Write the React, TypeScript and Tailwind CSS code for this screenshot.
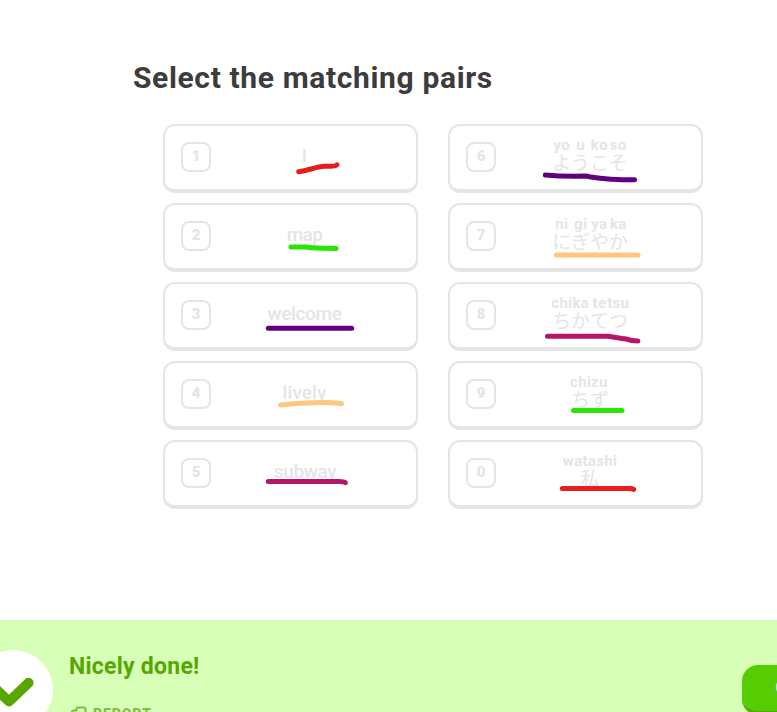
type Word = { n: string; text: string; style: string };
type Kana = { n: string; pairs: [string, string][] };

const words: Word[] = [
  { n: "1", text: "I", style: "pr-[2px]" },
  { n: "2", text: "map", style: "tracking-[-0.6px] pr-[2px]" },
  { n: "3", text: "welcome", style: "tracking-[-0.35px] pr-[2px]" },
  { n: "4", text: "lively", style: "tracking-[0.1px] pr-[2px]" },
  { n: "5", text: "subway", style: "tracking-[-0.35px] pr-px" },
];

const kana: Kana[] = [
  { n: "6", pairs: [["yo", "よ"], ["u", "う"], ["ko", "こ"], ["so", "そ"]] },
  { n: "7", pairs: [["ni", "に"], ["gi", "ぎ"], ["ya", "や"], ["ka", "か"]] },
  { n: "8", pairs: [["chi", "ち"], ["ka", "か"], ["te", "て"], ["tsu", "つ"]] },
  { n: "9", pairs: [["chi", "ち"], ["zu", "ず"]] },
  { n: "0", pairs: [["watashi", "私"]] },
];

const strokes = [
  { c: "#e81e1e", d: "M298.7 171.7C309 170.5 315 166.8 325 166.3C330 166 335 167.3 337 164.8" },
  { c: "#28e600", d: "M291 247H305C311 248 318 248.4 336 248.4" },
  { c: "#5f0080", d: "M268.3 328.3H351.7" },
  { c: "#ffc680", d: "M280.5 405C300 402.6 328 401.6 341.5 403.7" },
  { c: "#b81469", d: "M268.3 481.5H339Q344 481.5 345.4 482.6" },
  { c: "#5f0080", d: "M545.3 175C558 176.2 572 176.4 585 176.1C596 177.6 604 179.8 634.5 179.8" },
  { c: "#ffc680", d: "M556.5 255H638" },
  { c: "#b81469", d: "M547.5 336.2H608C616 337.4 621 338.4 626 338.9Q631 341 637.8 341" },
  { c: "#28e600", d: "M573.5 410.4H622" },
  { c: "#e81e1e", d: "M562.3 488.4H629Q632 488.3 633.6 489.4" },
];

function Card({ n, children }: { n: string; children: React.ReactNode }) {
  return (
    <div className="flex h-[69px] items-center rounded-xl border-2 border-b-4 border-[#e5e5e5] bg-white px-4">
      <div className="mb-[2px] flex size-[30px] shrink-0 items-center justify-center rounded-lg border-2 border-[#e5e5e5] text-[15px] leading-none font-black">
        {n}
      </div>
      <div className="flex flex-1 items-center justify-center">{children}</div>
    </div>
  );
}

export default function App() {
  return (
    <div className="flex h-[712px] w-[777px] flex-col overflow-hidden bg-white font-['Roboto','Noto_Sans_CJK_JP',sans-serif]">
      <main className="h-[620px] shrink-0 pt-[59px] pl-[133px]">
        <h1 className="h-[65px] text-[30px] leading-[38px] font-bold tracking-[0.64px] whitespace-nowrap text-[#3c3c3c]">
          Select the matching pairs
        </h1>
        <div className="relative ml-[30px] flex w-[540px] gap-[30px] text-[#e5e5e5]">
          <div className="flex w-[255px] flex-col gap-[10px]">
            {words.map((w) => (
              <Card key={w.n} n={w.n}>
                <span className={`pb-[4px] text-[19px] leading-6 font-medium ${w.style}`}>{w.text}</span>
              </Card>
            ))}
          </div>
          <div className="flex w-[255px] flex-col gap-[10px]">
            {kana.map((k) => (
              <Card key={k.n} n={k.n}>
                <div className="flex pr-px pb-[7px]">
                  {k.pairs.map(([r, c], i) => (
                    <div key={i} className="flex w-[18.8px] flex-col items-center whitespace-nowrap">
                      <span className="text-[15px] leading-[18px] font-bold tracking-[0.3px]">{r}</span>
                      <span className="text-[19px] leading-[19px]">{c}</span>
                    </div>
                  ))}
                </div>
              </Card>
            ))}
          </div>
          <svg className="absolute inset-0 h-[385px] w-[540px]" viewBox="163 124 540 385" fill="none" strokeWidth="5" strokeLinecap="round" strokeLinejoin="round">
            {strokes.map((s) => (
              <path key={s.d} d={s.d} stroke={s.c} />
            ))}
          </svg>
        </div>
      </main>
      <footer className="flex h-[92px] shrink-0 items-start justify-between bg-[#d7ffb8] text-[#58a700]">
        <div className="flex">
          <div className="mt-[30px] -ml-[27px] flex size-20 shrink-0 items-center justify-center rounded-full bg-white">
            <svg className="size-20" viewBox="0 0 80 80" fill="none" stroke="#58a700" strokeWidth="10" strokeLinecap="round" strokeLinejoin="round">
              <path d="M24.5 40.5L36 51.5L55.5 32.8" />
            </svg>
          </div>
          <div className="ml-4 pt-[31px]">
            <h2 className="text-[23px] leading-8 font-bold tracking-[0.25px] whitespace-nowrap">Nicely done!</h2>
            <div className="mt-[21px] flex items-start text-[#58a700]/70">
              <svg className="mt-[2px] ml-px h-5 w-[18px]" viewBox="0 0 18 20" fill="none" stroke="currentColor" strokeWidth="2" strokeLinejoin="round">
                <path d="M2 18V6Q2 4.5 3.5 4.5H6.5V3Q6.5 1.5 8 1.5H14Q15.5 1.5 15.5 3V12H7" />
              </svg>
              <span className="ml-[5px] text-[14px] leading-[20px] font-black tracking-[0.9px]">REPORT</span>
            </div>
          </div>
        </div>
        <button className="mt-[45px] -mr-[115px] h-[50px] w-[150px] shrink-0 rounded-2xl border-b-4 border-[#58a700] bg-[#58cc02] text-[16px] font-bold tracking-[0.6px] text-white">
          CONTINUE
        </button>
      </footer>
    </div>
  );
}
= = =
# Task description:
Omit every picture while copying the listing above exactly.

# Result below:
Write the React, TypeScript and Tailwind CSS code for this screenshot.
type Word = { n: string; text: string; style: string };
type Kana = { n: string; pairs: [string, string][] };

const words: Word[] = [
  { n: "1", text: "I", style: "pr-[2px]" },
  { n: "2", text: "map", style: "tracking-[-0.6px] pr-[2px]" },
  { n: "3", text: "welcome", style: "tracking-[-0.35px] pr-[2px]" },
  { n: "4", text: "lively", style: "tracking-[0.1px] pr-[2px]" },
  { n: "5", text: "subway", style: "tracking-[-0.35px] pr-px" },
];

const kana: Kana[] = [
  { n: "6", pairs: [["yo", "よ"], ["u", "う"], ["ko", "こ"], ["so", "そ"]] },
  { n: "7", pairs: [["ni", "に"], ["gi", "ぎ"], ["ya", "や"], ["ka", "か"]] },
  { n: "8", pairs: [["chi", "ち"], ["ka", "か"], ["te", "て"], ["tsu", "つ"]] },
  { n: "9", pairs: [["chi", "ち"], ["zu", "ず"]] },
  { n: "0", pairs: [["watashi", "私"]] },
];

const strokes = [
  { c: "#e81e1e", d: "M298.7 171.7C309 170.5 315 166.8 325 166.3C330 166 335 167.3 337 164.8" },
  { c: "#28e600", d: "M291 247H305C311 248 318 248.4 336 248.4" },
  { c: "#5f0080", d: "M268.3 328.3H351.7" },
  { c: "#ffc680", d: "M280.5 405C300 402.6 328 401.6 341.5 403.7" },
  { c: "#b81469", d: "M268.3 481.5H339Q344 481.5 345.4 482.6" },
  { c: "#5f0080", d: "M545.3 175C558 176.2 572 176.4 585 176.1C596 177.6 604 179.8 634.5 179.8" },
  { c: "#ffc680", d: "M556.5 255H638" },
  { c: "#b81469", d: "M547.5 336.2H608C616 337.4 621 338.4 626 338.9Q631 341 637.8 341" },
  { c: "#28e600", d: "M573.5 410.4H622" },
  { c: "#e81e1e", d: "M562.3 488.4H629Q632 488.3 633.6 489.4" },
];

function Card({ n, children }: { n: string; children: React.ReactNode }) {
  return (
    <div className="flex h-[69px] items-center rounded-xl border-2 border-b-4 border-[#e5e5e5] bg-white px-4">
      <div className="mb-[2px] flex size-[30px] shrink-0 items-center justify-center rounded-lg border-2 border-[#e5e5e5] text-[15px] leading-none font-black">
        {n}
      </div>
      <div className="flex flex-1 items-center justify-center">{children}</div>
    </div>
  );
}

export default function App() {
  return (
    <div className="flex h-[712px] w-[777px] flex-col overflow-hidden bg-white font-['Roboto','Noto_Sans_CJK_JP',sans-serif]">
      <main className="h-[620px] shrink-0 pt-[59px] pl-[133px]">
        <h1 className="h-[65px] text-[30px] leading-[38px] font-bold tracking-[0.64px] whitespace-nowrap text-[#3c3c3c]">
          Select the matching pairs
        </h1>
        <div className="relative ml-[30px] flex w-[540px] gap-[30px] text-[#e5e5e5]">
          <div className="flex w-[255px] flex-col gap-[10px]">
            {words.map((w) => (
              <Card key={w.n} n={w.n}>
                <span className={`pb-[4px] text-[19px] leading-6 font-medium ${w.style}`}>{w.text}</span>
              </Card>
            ))}
          </div>
          <div className="flex w-[255px] flex-col gap-[10px]">
            {kana.map((k) => (
              <Card key={k.n} n={k.n}>
                <div className="flex pr-px pb-[7px]">
                  {k.pairs.map(([r, c], i) => (
                    <div key={i} className="flex w-[18.8px] flex-col items-center whitespace-nowrap">
                      <span className="text-[15px] leading-[18px] font-bold tracking-[0.3px]">{r}</span>
                      <span className="text-[19px] leading-[19px]">{c}</span>
                    </div>
                  ))}
                </div>
              </Card>
            ))}
          </div>
          <svg className="absolute inset-0 h-[385px] w-[540px]" viewBox="163 124 540 385" fill="none" strokeWidth="5" strokeLinecap="round" strokeLinejoin="round">
            {strokes.map((s) => (
              <path key={s.d} d={s.d} stroke={s.c} />
            ))}
          </svg>
        </div>
      </main>
      <footer className="flex h-[92px] shrink-0 items-start justify-between bg-[#d7ffb8] text-[#58a700]">
        <div className="flex">
          <div className="mt-[30px] -ml-[27px] flex size-20 shrink-0 items-center justify-center rounded-full bg-white">
            <svg className="size-20" viewBox="0 0 80 80" fill="none" stroke="#58a700" strokeWidth="10" strokeLinecap="round" strokeLinejoin="round">
              <path d="M24.5 40.5L36 51.5L55.5 32.8" />
            </svg>
          </div>
          <div className="ml-4 pt-[31px]">
            <h2 className="text-[23px] leading-8 font-bold tracking-[0.25px] whitespace-nowrap">Nicely done!</h2>
            <div className="mt-[21px] flex items-start text-[#58a700]/70">
              <svg className="mt-[2px] ml-px h-5 w-[18px]" viewBox="0 0 18 20" fill="none" stroke="currentColor" strokeWidth="2" strokeLinejoin="round">
                <path d="M2 18V6Q2 4.5 3.5 4.5H6.5V3Q6.5 1.5 8 1.5H14Q15.5 1.5 15.5 3V12H7" />
              </svg>
              <span className="ml-[5px] text-[14px] leading-[20px] font-black tracking-[0.9px]">REPORT</span>
            </div>
          </div>
        </div>
        <button className="mt-[45px] -mr-[115px] h-[50px] w-[150px] shrink-0 rounded-2xl border-b-4 border-[#58a700] bg-[#58cc02] text-[16px] font-bold tracking-[0.6px] text-white">
          CONTINUE
        </button>
      </footer>
    </div>
  );
}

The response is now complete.